>> Begin

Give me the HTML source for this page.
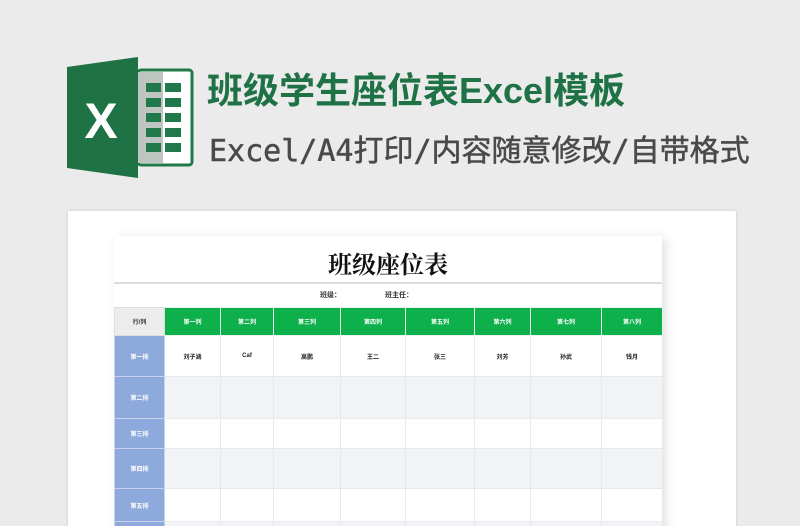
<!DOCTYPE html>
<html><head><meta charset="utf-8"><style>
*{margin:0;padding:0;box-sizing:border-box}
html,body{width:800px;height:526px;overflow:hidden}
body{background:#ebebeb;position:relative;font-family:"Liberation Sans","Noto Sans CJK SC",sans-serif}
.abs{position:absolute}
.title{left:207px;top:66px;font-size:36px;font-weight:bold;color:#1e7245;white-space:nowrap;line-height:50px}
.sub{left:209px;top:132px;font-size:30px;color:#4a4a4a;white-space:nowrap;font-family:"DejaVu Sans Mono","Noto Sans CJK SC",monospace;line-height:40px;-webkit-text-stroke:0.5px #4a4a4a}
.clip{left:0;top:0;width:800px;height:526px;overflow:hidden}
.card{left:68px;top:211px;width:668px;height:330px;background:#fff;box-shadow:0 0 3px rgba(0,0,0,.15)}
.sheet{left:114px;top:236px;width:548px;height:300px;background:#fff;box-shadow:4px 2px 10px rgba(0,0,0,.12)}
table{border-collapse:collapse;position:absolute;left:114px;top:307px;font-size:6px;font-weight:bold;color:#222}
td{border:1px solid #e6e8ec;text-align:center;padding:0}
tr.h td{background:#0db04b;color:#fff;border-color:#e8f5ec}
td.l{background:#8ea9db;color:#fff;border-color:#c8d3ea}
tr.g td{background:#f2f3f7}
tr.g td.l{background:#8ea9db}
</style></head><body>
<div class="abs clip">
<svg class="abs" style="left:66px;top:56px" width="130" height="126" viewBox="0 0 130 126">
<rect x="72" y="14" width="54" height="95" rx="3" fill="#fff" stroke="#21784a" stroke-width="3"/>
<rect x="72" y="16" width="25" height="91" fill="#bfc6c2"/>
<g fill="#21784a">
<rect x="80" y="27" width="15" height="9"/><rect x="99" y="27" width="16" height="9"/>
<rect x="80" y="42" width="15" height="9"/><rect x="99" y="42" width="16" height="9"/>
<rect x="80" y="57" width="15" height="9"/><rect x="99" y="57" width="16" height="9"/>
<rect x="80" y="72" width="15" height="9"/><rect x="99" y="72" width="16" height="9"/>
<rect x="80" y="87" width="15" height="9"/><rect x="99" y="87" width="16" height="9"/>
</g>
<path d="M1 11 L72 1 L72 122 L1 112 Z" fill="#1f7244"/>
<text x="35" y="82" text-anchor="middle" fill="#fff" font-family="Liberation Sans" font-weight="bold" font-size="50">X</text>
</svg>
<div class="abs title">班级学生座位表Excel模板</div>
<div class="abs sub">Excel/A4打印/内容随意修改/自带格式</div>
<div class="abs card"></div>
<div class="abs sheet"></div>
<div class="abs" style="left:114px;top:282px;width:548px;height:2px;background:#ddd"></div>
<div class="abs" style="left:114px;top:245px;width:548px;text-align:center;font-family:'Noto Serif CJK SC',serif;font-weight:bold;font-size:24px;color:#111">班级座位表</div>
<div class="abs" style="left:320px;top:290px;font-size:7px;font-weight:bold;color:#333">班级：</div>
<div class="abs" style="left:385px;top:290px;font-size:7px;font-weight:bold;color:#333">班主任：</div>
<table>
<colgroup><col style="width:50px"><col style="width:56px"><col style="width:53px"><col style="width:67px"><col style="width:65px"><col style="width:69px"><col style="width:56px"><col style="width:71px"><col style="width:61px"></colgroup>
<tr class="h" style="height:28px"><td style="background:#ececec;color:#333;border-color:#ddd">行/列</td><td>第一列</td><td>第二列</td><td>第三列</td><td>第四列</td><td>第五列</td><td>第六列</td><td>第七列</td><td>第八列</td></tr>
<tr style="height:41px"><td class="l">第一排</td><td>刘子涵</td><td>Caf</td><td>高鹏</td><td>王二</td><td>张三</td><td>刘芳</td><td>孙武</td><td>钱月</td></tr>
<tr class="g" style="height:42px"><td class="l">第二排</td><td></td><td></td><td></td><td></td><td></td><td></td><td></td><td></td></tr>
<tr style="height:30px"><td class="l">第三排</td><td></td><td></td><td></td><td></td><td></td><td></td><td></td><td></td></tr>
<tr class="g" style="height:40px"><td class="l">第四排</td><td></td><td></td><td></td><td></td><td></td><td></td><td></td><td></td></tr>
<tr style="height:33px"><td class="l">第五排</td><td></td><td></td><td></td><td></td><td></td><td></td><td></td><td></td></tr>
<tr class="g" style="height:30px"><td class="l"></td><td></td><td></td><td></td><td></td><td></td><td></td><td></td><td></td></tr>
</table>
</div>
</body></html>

>> End

TASK STATEMENT —
Copy every line of the data word for word, omitting the images.

RESULT —
Give me the HTML source for this page.
<!DOCTYPE html>
<html><head><meta charset="utf-8"><style>
*{margin:0;padding:0;box-sizing:border-box}
html,body{width:800px;height:526px;overflow:hidden}
body{background:#ebebeb;position:relative;font-family:"Liberation Sans","Noto Sans CJK SC",sans-serif}
.abs{position:absolute}
.title{left:207px;top:66px;font-size:36px;font-weight:bold;color:#1e7245;white-space:nowrap;line-height:50px}
.sub{left:209px;top:132px;font-size:30px;color:#4a4a4a;white-space:nowrap;font-family:"DejaVu Sans Mono","Noto Sans CJK SC",monospace;line-height:40px;-webkit-text-stroke:0.5px #4a4a4a}
.clip{left:0;top:0;width:800px;height:526px;overflow:hidden}
.card{left:68px;top:211px;width:668px;height:330px;background:#fff;box-shadow:0 0 3px rgba(0,0,0,.15)}
.sheet{left:114px;top:236px;width:548px;height:300px;background:#fff;box-shadow:4px 2px 10px rgba(0,0,0,.12)}
table{border-collapse:collapse;position:absolute;left:114px;top:307px;font-size:6px;font-weight:bold;color:#222}
td{border:1px solid #e6e8ec;text-align:center;padding:0}
tr.h td{background:#0db04b;color:#fff;border-color:#e8f5ec}
td.l{background:#8ea9db;color:#fff;border-color:#c8d3ea}
tr.g td{background:#f2f3f7}
tr.g td.l{background:#8ea9db}
</style></head><body>
<div class="abs clip">
<svg class="abs" style="left:66px;top:56px" width="130" height="126" viewBox="0 0 130 126">
<rect x="72" y="14" width="54" height="95" rx="3" fill="#fff" stroke="#21784a" stroke-width="3"/>
<rect x="72" y="16" width="25" height="91" fill="#bfc6c2"/>
<g fill="#21784a">
<rect x="80" y="27" width="15" height="9"/><rect x="99" y="27" width="16" height="9"/>
<rect x="80" y="42" width="15" height="9"/><rect x="99" y="42" width="16" height="9"/>
<rect x="80" y="57" width="15" height="9"/><rect x="99" y="57" width="16" height="9"/>
<rect x="80" y="72" width="15" height="9"/><rect x="99" y="72" width="16" height="9"/>
<rect x="80" y="87" width="15" height="9"/><rect x="99" y="87" width="16" height="9"/>
</g>
<path d="M1 11 L72 1 L72 122 L1 112 Z" fill="#1f7244"/>
<text x="35" y="82" text-anchor="middle" fill="#fff" font-family="Liberation Sans" font-weight="bold" font-size="50">X</text>
</svg>
<div class="abs title">班级学生座位表Excel模板</div>
<div class="abs sub">Excel/A4打印/内容随意修改/自带格式</div>
<div class="abs card"></div>
<div class="abs sheet"></div>
<div class="abs" style="left:114px;top:282px;width:548px;height:2px;background:#ddd"></div>
<div class="abs" style="left:114px;top:245px;width:548px;text-align:center;font-family:'Noto Serif CJK SC',serif;font-weight:bold;font-size:24px;color:#111">班级座位表</div>
<div class="abs" style="left:320px;top:290px;font-size:7px;font-weight:bold;color:#333">班级：</div>
<div class="abs" style="left:385px;top:290px;font-size:7px;font-weight:bold;color:#333">班主任：</div>
<table>
<colgroup><col style="width:50px"><col style="width:56px"><col style="width:53px"><col style="width:67px"><col style="width:65px"><col style="width:69px"><col style="width:56px"><col style="width:71px"><col style="width:61px"></colgroup>
<tr class="h" style="height:28px"><td style="background:#ececec;color:#333;border-color:#ddd">行/列</td><td>第一列</td><td>第二列</td><td>第三列</td><td>第四列</td><td>第五列</td><td>第六列</td><td>第七列</td><td>第八列</td></tr>
<tr style="height:41px"><td class="l">第一排</td><td>刘子涵</td><td>Caf</td><td>高鹏</td><td>王二</td><td>张三</td><td>刘芳</td><td>孙武</td><td>钱月</td></tr>
<tr class="g" style="height:42px"><td class="l">第二排</td><td></td><td></td><td></td><td></td><td></td><td></td><td></td><td></td></tr>
<tr style="height:30px"><td class="l">第三排</td><td></td><td></td><td></td><td></td><td></td><td></td><td></td><td></td></tr>
<tr class="g" style="height:40px"><td class="l">第四排</td><td></td><td></td><td></td><td></td><td></td><td></td><td></td><td></td></tr>
<tr style="height:33px"><td class="l">第五排</td><td></td><td></td><td></td><td></td><td></td><td></td><td></td><td></td></tr>
<tr class="g" style="height:30px"><td class="l"></td><td></td><td></td><td></td><td></td><td></td><td></td><td></td><td></td></tr>
</table>
</div>
</body></html>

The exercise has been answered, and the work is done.